Aktif olarak sizi destekleyen sendikalar ve demokratik kitle örgütleri hangileri?
Biz, sendikamızla beraber örgütlü mücadelemizi halen devam ettiriyoruz. Bunun yanında bize destek olan sendikalar var. Sendikalardan; Petrol-İş, Tes-Kop, Türk-İş, Maden-İş, Metal-İş, Harb-İş, Ses, KESK ve bunlara bağlı şubelerden geliyorlar. Öğrenci gruplarından; ODTÜ öğrencileri, Hacettepe öğrencileri var.
Resmi olarak kaç yıldır orada çalışıyorsunuz? Çıkarma sebebi olarak ne öne sürülüyor?
Ben 17 yıldır çalışıyorum. İşten çıkarma sebebi iş maliyetinin yüksek olması. Başka bir işe yöneldikleri için, fabrikayı küçültmeye çalışıyor. Çıkarma sebebi olarak bize, işi küçülteceğiz diye gösteriyorlar.
Geri kalan 20 kişi çalışmaya devam ediyor mu?
Bu 20 kişinin dışında orda bir de kaçak işçimiz vardı. 11 tane emekli işçi çalışıyordu. Bizim Çalışma Bakanlığı’na şikayetimiz sonucunda onları da çıkardılar. Ancak biz oraya şikayetlerimizi bildirdiğimiz halde müfettişler gelmeden bu arkadaşların haberi oluyor, orda çalışan kaçak işçileri camları kapalı otomobillerle araçlarla dışarı çıkarıyorlar. Müfettişler geldiğinde kimseyi bulamıyor. O kaçak işçileri de 11 arkadaşı da çıkardılar. Geriye kalan 20 kişiden elinden iş gelen 8-10 kişi vardı, onları da bu hafta başında Pazartesi günü işten attılar. Şu anda fabrikada çalışan işçi kalmadı. Üretim tamamen bitti.
Hedefiniz nedir?
Biz sendikalı olarak işe geri dönmek istiyoruz. Tek hedefimiz bu.

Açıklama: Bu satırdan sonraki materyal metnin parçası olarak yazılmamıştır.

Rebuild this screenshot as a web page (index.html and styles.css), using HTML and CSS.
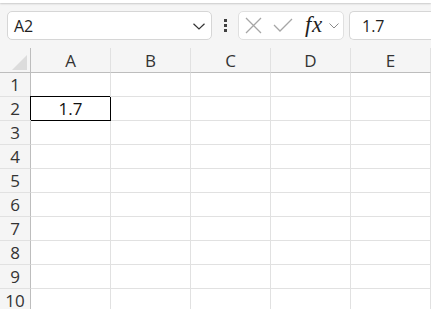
FILE: index.html
```html
<!DOCTYPE html>
<html>
<head>
<meta charset="utf-8">
<link rel="stylesheet" href="styles.css">
</head>
<body>
<div class="app">
  <div class="topbar"></div>
  <div class="formula-bar">
    <div class="namebox">
      <span class="name">A2</span>
      <svg class="chev" width="12" height="7" viewBox="0 0 12 7"><path d="M0.5 0.8 L6 6 L11.5 0.8" fill="none" stroke="#333" stroke-width="1.2"/></svg>
    </div>
    <div class="dots">
      <span></span><span></span><span></span>
    </div>
    <div class="fxbox">
      <svg class="icon-x" width="17" height="17" viewBox="0 0 17 17"><path d="M1 1 L16 16 M16 1 L1 16" stroke="#a6a6a6" stroke-width="1.3" fill="none"/></svg>
      <svg class="icon-check" width="20" height="14" viewBox="0 0 20 14"><path d="M1 7 L7 13 L19 1" stroke="#a6a6a6" stroke-width="1.3" fill="none"/></svg>
      <span class="fx">fx</span>
      <svg class="chev-small" width="10" height="6" viewBox="0 0 10 6"><path d="M0.5 0.5 L5 5 L9.5 0.5" fill="none" stroke="#8a8a8a" stroke-width="1"/></svg>
    </div>
    <div class="input">1.7</div>
  </div>
  <div class="sheet">
    <div class="corner"><span class="tri"></span></div>
    <div class="colh">A</div><div class="colh">B</div><div class="colh">C</div><div class="colh">D</div><div class="colh">E</div>

    <div class="rowh">1</div><div class="cell"></div><div class="cell"></div><div class="cell"></div><div class="cell"></div><div class="cell"></div>
    <div class="rowh">2</div><div class="cell selected">1.7</div><div class="cell"></div><div class="cell"></div><div class="cell"></div><div class="cell"></div>
    <div class="rowh">3</div><div class="cell"></div><div class="cell"></div><div class="cell"></div><div class="cell"></div><div class="cell"></div>
    <div class="rowh">4</div><div class="cell"></div><div class="cell"></div><div class="cell"></div><div class="cell"></div><div class="cell"></div>
    <div class="rowh">5</div><div class="cell"></div><div class="cell"></div><div class="cell"></div><div class="cell"></div><div class="cell"></div>
    <div class="rowh">6</div><div class="cell"></div><div class="cell"></div><div class="cell"></div><div class="cell"></div><div class="cell"></div>
    <div class="rowh">7</div><div class="cell"></div><div class="cell"></div><div class="cell"></div><div class="cell"></div><div class="cell"></div>
    <div class="rowh">8</div><div class="cell"></div><div class="cell"></div><div class="cell"></div><div class="cell"></div><div class="cell"></div>
    <div class="rowh">9</div><div class="cell"></div><div class="cell"></div><div class="cell"></div><div class="cell"></div><div class="cell"></div>
    <div class="rowh">10</div><div class="cell"></div><div class="cell"></div><div class="cell"></div><div class="cell"></div><div class="cell"></div>
  </div>
</div>
</body>
</html>
```

FILE: styles.css
```css
html, body {
  margin: 0;
  padding: 0;
  background: #ffffff;
  overflow: hidden;
}
.app {
  width: 431px;
  height: 309px;
  overflow: hidden;
  background: #f5f5f5;
  font-family: "Open Sans", "Noto Sans", sans-serif;
  color: #1f1f1f;
}
.topbar {
  height: 3px;
  background: #ffffff;
  box-shadow: 0 1px 2px rgba(0,0,0,0.18);
}
.formula-bar {
  display: flex;
  align-items: center;
  height: 29px;
  margin-top: 8px;
  padding-left: 7px;
}
.namebox {
  box-sizing: border-box;
  width: 205px;
  height: 29px;
  background: #fff;
  border: 1px solid #d6d6d6;
  border-radius: 5px;
  display: flex;
  align-items: center;
  justify-content: space-between;
  padding: 0 6px 0 6px;
}
.name {
  font-size: 16px;
  line-height: 1;
}
.chev { margin-top: 1px; }
.dots {
  width: 26px;
  display: flex;
  flex-direction: column;
  align-items: center;
  gap: 2px;
}
.dots span {
  width: 3px;
  height: 3px;
  background: #404040;
}
.fxbox {
  box-sizing: border-box;
  width: 106px;
  height: 29px;
  background: #fff;
  border: 1px solid #e0e0e0;
  border-radius: 5px;
  display: flex;
  align-items: center;
  padding-left: 6px;
}
.icon-x { margin-right: 11px; }
.icon-check { margin-right: 12px; margin-top: -1px; }
.fx {
  font-family: "Liberation Serif", "DejaVu Serif", serif;
  font-style: italic;
  font-size: 23px;
  line-height: 1;
  color: #1f1f1f;
  margin-top: -3px;
  margin-right: 6px;
  letter-spacing: 0.5px;
}
.chev-small { margin-top: 1px; }
.input {
  box-sizing: border-box;
  margin-left: 5px;
  flex: 1;
  height: 29px;
  background: #fff;
  border: 1px solid #d6d6d6;
  border-right: none;
  border-radius: 5px 0 0 5px;
  display: flex;
  align-items: center;
  padding-left: 12px;
  font-size: 16px;
}
.sheet {
  margin-top: 8px;
  display: grid;
  grid-template-columns: 31px repeat(5, 80px);
  grid-template-rows: 25px repeat(10, 24px);
  background: #fff;
}
.corner, .colh, .rowh, .cell {
  box-sizing: border-box;
  border-right: 1px solid #e1e1e1;
  border-bottom: 1px solid #e1e1e1;
}
.corner {
  background: #f5f5f5;
  border-right-color: #bdbdbd;
  border-bottom-color: #bdbdbd;
  position: relative;
}
.tri {
  position: absolute;
  right: 3px;
  bottom: 2px;
  width: 0;
  height: 0;
  border-left: 15px solid transparent;
  border-bottom: 15px solid #dcdcdc;
}
.colh {
  background: #f5f5f5;
  border-bottom-color: #bdbdbd;
  display: flex;
  align-items: center;
  justify-content: center;
  font-size: 17px;
  color: #333;
}
.rowh {
  background: #f5f5f5;
  border-right-color: #bdbdbd;
  display: flex;
  align-items: center;
  justify-content: center;
  font-size: 17px;
  color: #333;
}
.cell {
  background: #fff;
}
.selected {
  position: relative;
  border-right-color: #000;
  border-bottom-color: #000;
  box-shadow: -1px -1px 0 0 #000;
  display: flex;
  align-items: center;
  justify-content: center;
  font-size: 17px;
  color: #111;
}
```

Dava sürecine başladınız mı?
Evet, davaları başlattık. Dava sürecini bekleyeceğiz. Yani bizim tek hedefimiz var, sendikalı olarak çalışmak istiyoruz. Basın açıklaması yapıyoruz, bildiriler dağıtıyoruz. AVM’lere giremiyoruz ama önünde basın açıklaması yapıyoruz. Bildirilerimizi dağıtıyoruz. Bunları direnişe destek amacıyla yapıyoruz.